Ter plaatse van de bestemming 'Verkeer' zijn de gronden bestemd voor verkeersvoorzieningen, waaronder rijbanen, kunstwerken, sloten, bermen en andere grondvoorzieningen, beplantingen, een en ander hoofdzakelijk gericht op de doorstroomfunctie van het verkeer naar de naastgelegen bedrijfsbestemming.
De voor 'Wonen' aangewezen gronden zijn bestemd voor wonen met bijbehorende voorzieningen en ondergeschikte voorzieningen.
Hoofdbebouwing is slechts toegestaan in het aangegeven bouwvlak. Voor het bouwen van aan-, uitbouwen en bijgebouwen geldt een maximum van 100 m2.
Artikel 6.12 van de Wet ruimtelijke ordening stelt dat de gemeenteraad gelijktijdig met de vaststelling van het bestemmingsplan moet besluiten om al dan niet een exploitatieplan vast te stellen. Hoofdregel is dat een exploitatieplan moet worden vastgesteld bij elk bestemmingsplan. Er zijn echter uitzonderingen. Het is mogelijk dat de raad verklaart dat met betrekking tot een bestemmingsplan geen exploitatieplan wordt vastgesteld indien het verhaal van kosten van de grondexploitatie anderszins is verzekerd of het stellen van nadere eisen en regels niet noodzakelijk is.
Bij de woningbouwontwikkeling gaat het om een particulier initiatief. In het voorliggende geval is een anterieure overeenkomst gesloten tussen initiatiefnemer en de gemeente . Hierin wordt tevens het risico van planschade opgenomen zodat het kostenverhaal voor de gemeente volledig is verzekerd. Het plan is economisch uitvoerbaar.
In het Besluit algemene regels ruimtelijke ordening (Barro) zijn de nationale belangen die juridische borging vereisen opgenomen. Het Barro is gericht op doorwerking van nationale belangen in gemeentelijke bestemmingsplannen. Geoordeeld wordt dat dit bestemmingsplan geen nationale belangen schaadt. Daarom is afgezien van het voeren van vooroverleg met het Rijk.
In het kader van het vooroverleg ex artikel 3.1.1. Bro is het voorliggende bestemmingsplan voorgelegd aan de provincie Zuid-Holland. Uit de vooroverlegreactie van de provincie blijkt dat er geen belemmeringen zijn voor onderhavig plan.

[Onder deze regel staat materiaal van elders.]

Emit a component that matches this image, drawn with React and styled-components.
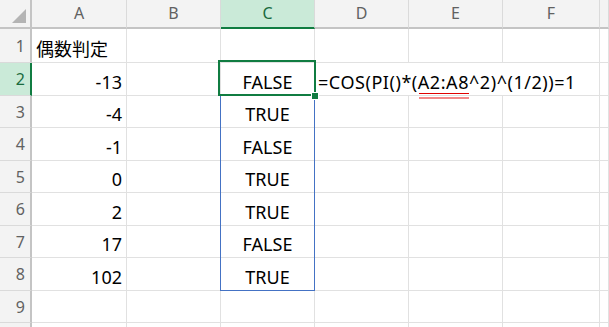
import styled, { createGlobalStyle, css } from 'styled-components'

const GlobalStyle = createGlobalStyle`
  html, body {
    margin: 0;
    padding: 0;
    background: #ffffff;
    overflow: hidden;
  }
  body {
    font-family: "Noto Sans", "Noto Sans CJK JP", sans-serif;
  }
`

const green = '#107c41'
const blue = '#4472c4'
const grid = '#e1e1e1'

const Sheet = styled.div`
  display: grid;
  grid-template-columns: 32px 95px 94px 94px 94px 94px 97px 1fr;
  grid-template-rows: 29px 34px 33px 32px 33px 32px 33px 32px 33px 32px 32px;
  width: 609px;
  height: 327px;
  overflow: hidden;
  background: #fff;
`

const Corner = styled.div`
  position: relative;
  box-sizing: border-box;
  background: #f3f3f3;
  border-right: 2px solid #c4c4c4;
  border-bottom: 2px solid #c4c4c4;

  &::after {
    content: '';
    position: absolute;
    right: 4px;
    bottom: 4px;
    width: 0;
    height: 0;
    border-left: 14px solid transparent;
    border-bottom: 14px solid #b4b4b4;
  }
`

const ColHead = styled.div`
  box-sizing: border-box;
  display: flex;
  align-items: center;
  justify-content: center;
  padding-bottom: 1px;
  background: #f3f3f3;
  color: #616161;
  font-size: 16px;
  border-right: 1px solid #dadada;
  border-bottom: 2px solid #c4c4c4;

  ${p => p.$active && css`
    background: #caead8;
    color: #1a6b3e;
    border-bottom-color: ${green};
  `}
`

const RowHead = styled.div`
  box-sizing: border-box;
  display: flex;
  align-items: center;
  justify-content: flex-end;
  padding-right: 5px;
  background: #f3f3f3;
  color: #616161;
  font-size: 16px;
  border-right: 2px solid #c4c4c4;
  border-bottom: 1px solid #dadada;

  ${p => p.$active && css`
    background: #caead8;
    color: #1a6b3e;
    border-right-color: ${green};
  `}
`

const Cell = styled.div`
  position: relative;
  box-sizing: border-box;
  display: flex;
  align-items: flex-end;
  justify-content: ${p => p.$align || 'flex-start'};
  padding: 0 4px 1px;
  font-size: 18px;
  line-height: 24px;
  color: #000;
  white-space: nowrap;
  border-right: 1px solid ${grid};
  border-bottom: 1px solid ${grid};
  grid-column: span ${p => p.$span || 1};

  ${p => p.$range && css`
    &::before {
      content: '';
      position: absolute;
      top: -1px;
      left: -1px;
      right: -1px;
      bottom: ${p.$last ? '-1px' : '0'};
      border: 1px solid ${blue};
      border-top: none;
      border-bottom: ${p.$last ? `1px solid ${blue}` : 'none'};
      pointer-events: none;
    }
  `}

  ${p => p.$selected && css`
    &::before {
      content: '';
      position: absolute;
      top: -3px;
      left: -3px;
      right: -2px;
      bottom: -1px;
      border: 2px solid ${green};
      z-index: 2;
    }
    &::after {
      content: '';
      position: absolute;
      right: -4px;
      bottom: -4px;
      width: 6px;
      height: 6px;
      background: ${green};
      outline: 1px solid #fff;
      z-index: 3;
    }
  `}
`

const Formula = styled(Cell)`
  padding-left: 3px;
  letter-spacing: 0.55px;
  z-index: 1;
`

// range reference with the red double underline under it
const Ref = styled.span`
  position: relative;

  &::before,
  &::after {
    content: '';
    position: absolute;
    left: 1px;
    right: 0;
    height: 1px;
  }
  &::before {
    bottom: 0px;
    background: #e00000;
  }
  &::after {
    bottom: -5px;
    height: 2px;
    background: #f28a8a;
  }
`

const columns = ['A', 'B', 'C', 'D', 'E', 'F', '']

const values = [
  [-13, 'FALSE'],
  [-4, 'TRUE'],
  [-1, 'FALSE'],
  [0, 'TRUE'],
  [2, 'TRUE'],
  [17, 'FALSE'],
  [102, 'TRUE'],
]

function Row({ n }) {
  const data = n >= 2 && n <= 8 ? values[n - 2] : null
  const cells = []

  // the tenth row only peeks in at the bottom edge, so its number stays hidden
  cells.push(<RowHead key="h" $active={n === 2}>{n < 10 ? n : ''}</RowHead>)
  cells.push(
    <Cell key="a" $align={n === 1 ? 'flex-start' : 'flex-end'}>
      {n === 1 ? '偶数判定' : data ? data[0] : ''}
    </Cell>
  )
  cells.push(<Cell key="b" />)
  cells.push(
    <Cell
      key="c"
      $align="center"
      $selected={n === 2}
      $range={n >= 3 && n <= 8}
      $last={n === 8}
    >
      {data ? data[1] : ''}
    </Cell>
  )

  if (n === 2) {
    cells.push(
      <Formula key="d" $span={3}>
        =COS(PI()*(<Ref>A2:A8</Ref>^2)^(1/2))=1
      </Formula>
    )
  } else {
    cells.push(<Cell key="d" />, <Cell key="e" />, <Cell key="f" />)
  }
  cells.push(<Cell key="g" />)

  return cells
}

export default function App() {
  const rows = Array.from({ length: 10 }, (_, i) => i + 1)

  return (
    <>
      <GlobalStyle />
      <Sheet>
        <Corner />
        {columns.map(c => (
          <ColHead key={c || 'g'} $active={c === 'C'}>{c}</ColHead>
        ))}
        {rows.map(n => <Row key={n} n={n} />)}
      </Sheet>
    </>
  )
}
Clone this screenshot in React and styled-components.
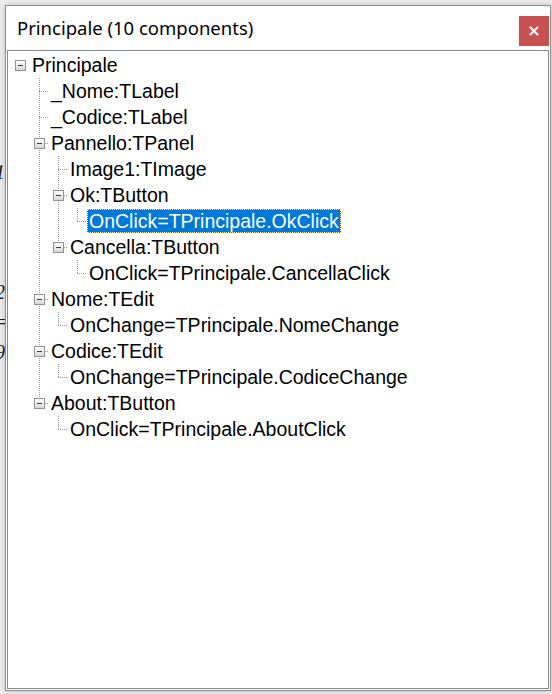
import React from 'react'
import styled, { createGlobalStyle } from 'styled-components'

const GlobalStyle = createGlobalStyle`
  html, body {
    margin: 0;
    padding: 0;
    background: #eeeeee;
    overflow: hidden;
  }
`

const Page = styled.div`
  position: relative;
  width: 552px;
  height: 694px;
  padding: 5px 0 0 5px;
  box-sizing: border-box;
  display: flex;
  align-items: flex-start;
`

// bits of the editor that peek out behind the window
const Backdrop = styled.div`
  position: absolute;
  left: -5px;
  top: 0;
  display: flex;
  flex-direction: column;
  font-family: 'Liberation Serif', serif;
  font-style: italic;
  font-size: 20px;
  color: #1a1a1a;
  line-height: 30px;
`

const BackLine = styled.span`
  margin-top: ${(p) => p.$top}px;
`

const Window = styled.div`
  position: relative;
  z-index: 1;
  width: 546px;
  height: 686px;
  box-sizing: border-box;
  border: 1px solid #8d8d8d;
  background: #ffffff;
  box-shadow: 0 0 6px rgba(0, 0, 0, 0.22);
  display: flex;
  flex-direction: column;
`

const TitleBar = styled.div`
  height: 44px;
  flex: none;
  display: flex;
  align-items: center;
  padding: 0 1px 0 11px;
`

const Title = styled.div`
  flex: 1;
  font-family: 'Noto Sans', 'Open Sans', sans-serif;
  font-size: 18.5px;
  color: #000;
  margin-top: -1px;
`

const CloseButton = styled.button`
  align-self: flex-start;
  margin-top: 10px;
  width: 30px;
  height: 30px;
  border: none;
  padding: 0;
  background: #c75050;
  color: #fff;
  font-family: 'DejaVu Sans', sans-serif;
  font-weight: bold;
  font-size: 16px;
  line-height: 30px;
`

const Panel = styled.div`
  flex: 1;
  margin: 0 1px 1px 1px;
  border: 1px solid #828790;
  background: #fff;
  padding: 1px 0 0 3px;
  font-family: 'Liberation Sans', Arial, sans-serif;
  font-size: 19.5px;
  color: #000;
`

const Row = styled.div`
  display: flex;
  align-items: center;
  height: 26px;
`

const dotV = 'repeating-linear-gradient(to bottom, #9a9a9a 0 1px, transparent 1px 2px)'
const dotH = 'repeating-linear-gradient(to right, #9a9a9a 0 1px, transparent 1px 2px)'

const Cell = styled.span`
  position: relative;
  flex: none;
  width: 19px;
  height: 26px;

  &::before {
    content: '';
    display: ${(p) => (p.$v ? 'block' : 'none')};
    position: absolute;
    left: 9px;
    top: 0;
    width: 1px;
    height: ${(p) => (p.$v === 'half' ? '14px' : '26px')};
    background: ${dotV};
  }

  &::after {
    content: '';
    display: ${(p) => (p.$h ? 'block' : 'none')};
    position: absolute;
    left: 9px;
    top: 13px;
    width: 10px;
    height: 1px;
    background: ${dotH};
  }
`

const ExpandBox = styled.span`
  position: absolute;
  z-index: 1;
  left: 4px;
  top: 8px;
  width: 11px;
  height: 11px;
  box-sizing: border-box;
  border: 1px solid #919191;
  background: linear-gradient(#ffffff, #d6d6d6);

  &::after {
    content: '';
    position: absolute;
    left: 2px;
    top: 4px;
    width: 5px;
    height: 1px;
    background: #1f3a93;
  }
`

const Label = styled.span`
  height: 24px;
  line-height: 24px;
  padding: 0 2px;
  box-sizing: border-box;
  white-space: nowrap;
  background: ${(p) => (p.$selected ? '#0078d7' : 'transparent')};
  color: ${(p) => (p.$selected ? '#fff' : '#000')};
  outline: ${(p) => (p.$selected ? '1px dotted #f3e9a6' : 'none')};
  outline-offset: -1px;
`

const tree = {
  label: 'Principale',
  children: [
    { label: '_Nome:TLabel' },
    { label: '_Codice:TLabel' },
    {
      label: 'Pannello:TPanel',
      children: [
        { label: 'Image1:TImage' },
        { label: 'Ok:TButton', children: [{ label: 'OnClick=TPrincipale.OkClick', selected: true }] },
        { label: 'Cancella:TButton', children: [{ label: 'OnClick=TPrincipale.CancellaClick' }] },
      ],
    },
    { label: 'Nome:TEdit', children: [{ label: 'OnChange=TPrincipale.NomeChange' }] },
    { label: 'Codice:TEdit', children: [{ label: 'OnChange=TPrincipale.CodiceChange' }] },
    { label: 'About:TButton', children: [{ label: 'OnClick=TPrincipale.AboutClick' }] },
  ],
}

const flatten = (node, depth, trail, isLast, out) => {
  out.push({ node, depth, trail, isLast })
  const kids = node.children || []
  kids.forEach((child, i) => {
    const nextTrail = depth === 0 ? [] : [...trail, !isLast]
    flatten(child, depth + 1, nextTrail, i === kids.length - 1, out)
  })
  return out
}

const rows = flatten(tree, 0, [], true, [])

const TreeRow = ({ node, depth, trail, isLast }) => {
  const hasKids = !!(node.children && node.children.length)
  const cells = []
  if (depth === 0) {
    cells.push(
      <Cell key="own">{hasKids && <ExpandBox />}</Cell>
    )
  } else {
    cells.push(<Cell key="root" />)
    trail.forEach((open, i) => cells.push(<Cell key={i} $v={open ? 'full' : null} />))
    cells.push(
      <Cell key="own" $v={isLast ? 'half' : 'full'} $h>
        {hasKids && <ExpandBox />}
      </Cell>
    )
  }
  return (
    <Row>
      {cells}
      <Label $selected={node.selected}>{node.label}</Label>
    </Row>
  )
}

const App = () => {
  return (
    <Page>
      <GlobalStyle />
      <Backdrop>
        <BackLine $top={157}>1</BackLine>
        <BackLine $top={90}>2</BackLine>
        <BackLine $top={0}>=</BackLine>
        <BackLine $top={0}>9</BackLine>
      </Backdrop>
      <Window>
        <TitleBar>
          <Title>Principale (10 components)</Title>
          <CloseButton>×</CloseButton>
        </TitleBar>
        <Panel>
          {rows.map((r, i) => (
            <TreeRow key={i} {...r} />
          ))}
        </Panel>
      </Window>
    </Page>
  )
}

export default App
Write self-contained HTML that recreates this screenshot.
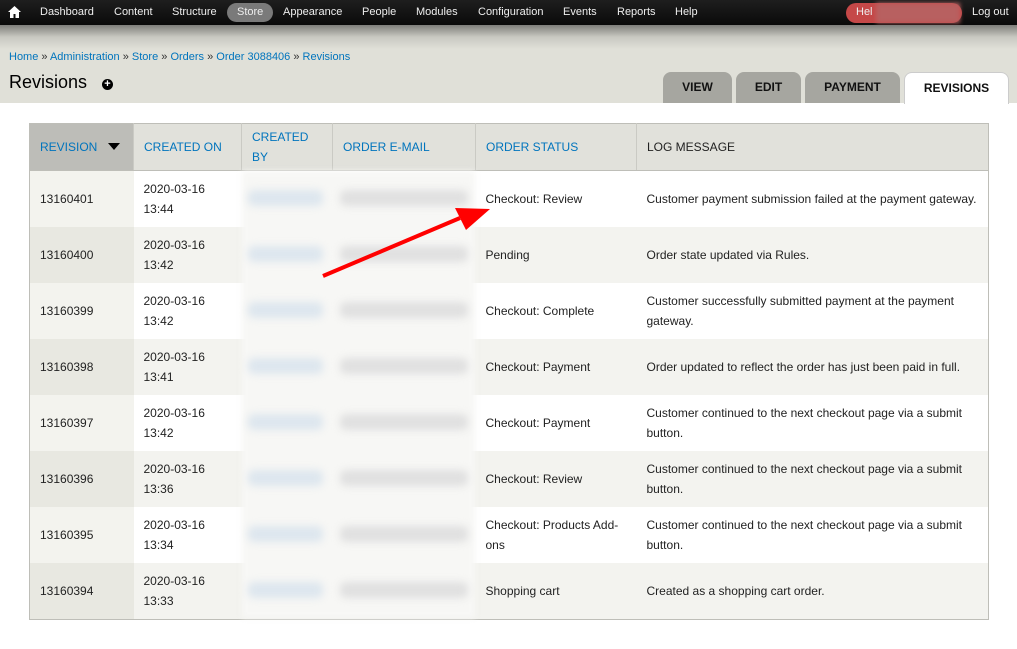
<!DOCTYPE html><html><head><style>
body{margin:0;width:1017px;height:649px;background:#fff;font-family:"Liberation Sans",sans-serif;font-size:12px;position:relative;overflow:hidden}
.bar{position:absolute;left:0;top:0;width:1017px;height:25px;background:linear-gradient(#1e1e1e,#0a0a0a)}
.bar span{position:absolute;top:6px;color:#eee;font-size:11px}
.hdr{position:absolute;left:0;top:25px;width:1017px;height:78px;background:linear-gradient(#7e7e7a 0,#c8c8c1 12px,#e0e0d8 24px,#e0e0d8)}
a{color:#0074bd;text-decoration:none}
.tab{position:absolute;top:72px;height:31px;background:#a6a6a0;border-radius:8px 8px 0 0;font-weight:bold;font-size:12px;text-align:center;line-height:31px;color:#111}
table{position:absolute;left:29px;top:123px;border-collapse:collapse;border:1px solid #bebeb8;table-layout:fixed;width:960px}
td,th{padding:0 10px;height:56px;line-height:20px;vertical-align:middle;text-align:left;font-weight:normal;color:#222}
th{height:46px;background:#e1e1db;border-left:1px solid #cacac4;border-bottom:1px solid #bebeb8}
th a{color:#0074bd}
tr:nth-child(odd) td{background:#f3f3ef}
tr td{background:#fff}
td.r{background:#f3f3ee!important}
tr:nth-child(odd) td.r{background:#e8e8e1!important}
.blur{position:absolute;filter:blur(4px);border-radius:6px}
</style></head><body>
<div class="bar">
<svg style="position:absolute;left:8px;top:6px" width="13" height="12" viewBox="0 0 13 12"><path d="M6.5 0L0 6h2v6h3.5V8h2v4H11V6h2z" fill="#fff"/></svg>
<span style="left:40px">Dashboard</span><span style="left:114px">Content</span><span style="left:172px">Structure</span>
<div style="position:absolute;left:227px;top:3px;width:46px;height:19px;border-radius:10px;background:#7a7a7a"></div>
<span style="left:237px">Store</span><span style="left:283px">Appearance</span><span style="left:362px">People</span><span style="left:416px">Modules</span><span style="left:478px">Configuration</span><span style="left:563px">Events</span><span style="left:617px">Reports</span><span style="left:675px">Help</span>
<div style="position:absolute;left:846px;top:3px;width:116px;height:20px;border-radius:10px;background:#c54848"></div>
<div style="position:absolute;left:876px;top:3px;width:84px;height:20px;background:#b86060;filter:blur(2px)"></div>
<span style="left:856px">Hel</span><span style="left:972px">Log out</span>
</div>
<div class="hdr"></div>
<div style="position:absolute;left:9px;top:51px;font-size:11px;color:#333"><a>Home</a> » <a>Administration</a> » <a>Store</a> » <a>Orders</a> » <a>Order 3088406</a> » <a>Revisions</a></div>
<div style="position:absolute;left:9px;top:72px;font-size:18px;color:#000">Revisions</div>
<div style="position:absolute;left:102px;top:79px;width:11px;height:11px;border-radius:50%;background:#000;color:#fff;font-size:11px;line-height:11px;text-align:center;font-weight:bold">+</div>
<div class="tab" style="left:663px;width:69px">VIEW</div>
<div class="tab" style="left:736px;width:65px">EDIT</div>
<div class="tab" style="left:805px;width:95px">PAYMENT</div>
<div class="tab" style="left:904px;width:103px;background:#fff;border:1px solid #ccc;border-bottom:none">REVISIONS</div>
<table>
<colgroup><col style="width:104px"><col style="width:108px"><col style="width:91px"><col style="width:143px"><col style="width:161px"><col></colgroup>
<tr><th style="background:#bdbdb8;border-left:none;white-space:nowrap"><a>REVISION</a></th><th><a>CREATED ON</a></th><th><a>CREATED BY</a></th><th><a>ORDER E-MAIL</a></th><th><a>ORDER STATUS</a></th><th>LOG MESSAGE</th></tr>
<tr><td class="r">13160401</td><td>2020-03-16<br>13:44</td><td></td><td></td><td>Checkout: Review</td><td>Customer payment submission failed at the payment gateway.</td></tr>
<tr><td class="r">13160400</td><td>2020-03-16<br>13:42</td><td></td><td></td><td>Pending</td><td>Order state updated via Rules.</td></tr>
<tr><td class="r">13160399</td><td>2020-03-16<br>13:42</td><td></td><td></td><td>Checkout: Complete</td><td>Customer successfully submitted payment at the payment gateway.</td></tr>
<tr><td class="r">13160398</td><td>2020-03-16<br>13:41</td><td></td><td></td><td>Checkout: Payment</td><td>Order updated to reflect the order has just been paid in full.</td></tr>
<tr><td class="r">13160397</td><td>2020-03-16<br>13:42</td><td></td><td></td><td>Checkout: Payment</td><td>Customer continued to the next checkout page via a submit button.</td></tr>
<tr><td class="r">13160396</td><td>2020-03-16<br>13:36</td><td></td><td></td><td>Checkout: Review</td><td>Customer continued to the next checkout page via a submit button.</td></tr>
<tr><td class="r">13160395</td><td>2020-03-16<br>13:34</td><td></td><td></td><td>Checkout: Products Add-ons</td><td>Customer continued to the next checkout page via a submit button.</td></tr>
<tr><td class="r">13160394</td><td>2020-03-16<br>13:33</td><td></td><td></td><td>Shopping cart</td><td>Created as a shopping cart order.</td></tr>
</table>
<svg style="position:absolute;left:108px;top:143px" width="12" height="7"><polygon points="0,0 12,0 6,7" fill="#000"/></svg>
<div style="position:absolute;left:242px;top:171px;width:233px;height:447px;background:#f7f7f5;filter:blur(3px)"></div>
<div class="blur" style="left:248px;top:190px;width:75px;height:16px;background:#dde6ee"></div>
<div class="blur" style="left:340px;top:190px;width:128px;height:16px;background:#e0e0e0"></div>
<div class="blur" style="left:248px;top:246px;width:75px;height:16px;background:#dde6ee"></div>
<div class="blur" style="left:340px;top:246px;width:128px;height:16px;background:#e0e0e0"></div>
<div class="blur" style="left:248px;top:302px;width:75px;height:16px;background:#dde6ee"></div>
<div class="blur" style="left:340px;top:302px;width:128px;height:16px;background:#e0e0e0"></div>
<div class="blur" style="left:248px;top:358px;width:75px;height:16px;background:#dde6ee"></div>
<div class="blur" style="left:340px;top:358px;width:128px;height:16px;background:#e0e0e0"></div>
<div class="blur" style="left:248px;top:414px;width:75px;height:16px;background:#dde6ee"></div>
<div class="blur" style="left:340px;top:414px;width:128px;height:16px;background:#e0e0e0"></div>
<div class="blur" style="left:248px;top:470px;width:75px;height:16px;background:#dde6ee"></div>
<div class="blur" style="left:340px;top:470px;width:128px;height:16px;background:#e0e0e0"></div>
<div class="blur" style="left:248px;top:526px;width:75px;height:16px;background:#dde6ee"></div>
<div class="blur" style="left:340px;top:526px;width:128px;height:16px;background:#e0e0e0"></div>
<div class="blur" style="left:248px;top:582px;width:75px;height:16px;background:#dde6ee"></div>
<div class="blur" style="left:340px;top:582px;width:128px;height:16px;background:#e0e0e0"></div>
<svg style="position:absolute;left:0;top:0" width="1017" height="649"><line x1="323" y1="276" x2="460" y2="218" stroke="#f00" stroke-width="4"/><polygon points="490,209 455,208 466,230" fill="#f00"/></svg>
</body></html>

Door middel van de digitale watertoets is het waterschap geïnformeerd. Uit de digitale watertoets bleek dat sprake is van de procedure 'normale procedure'. In het kader van het wettelijke vooroverleg is het plan voorgelegd aan het waterschap. Uit het vooroverleg is gebleken dat geen het waterschap geen op- of aanmerkingen heeft op onderhavig plan.
Het ontwerpbestemmingsplan heeft voor een periode van zes weken ter inzage gelegen. Gedurende deze periode zijn geen zienswijzen ingediend. Het bestemmingsplan in ongewijzigd vastgesteld.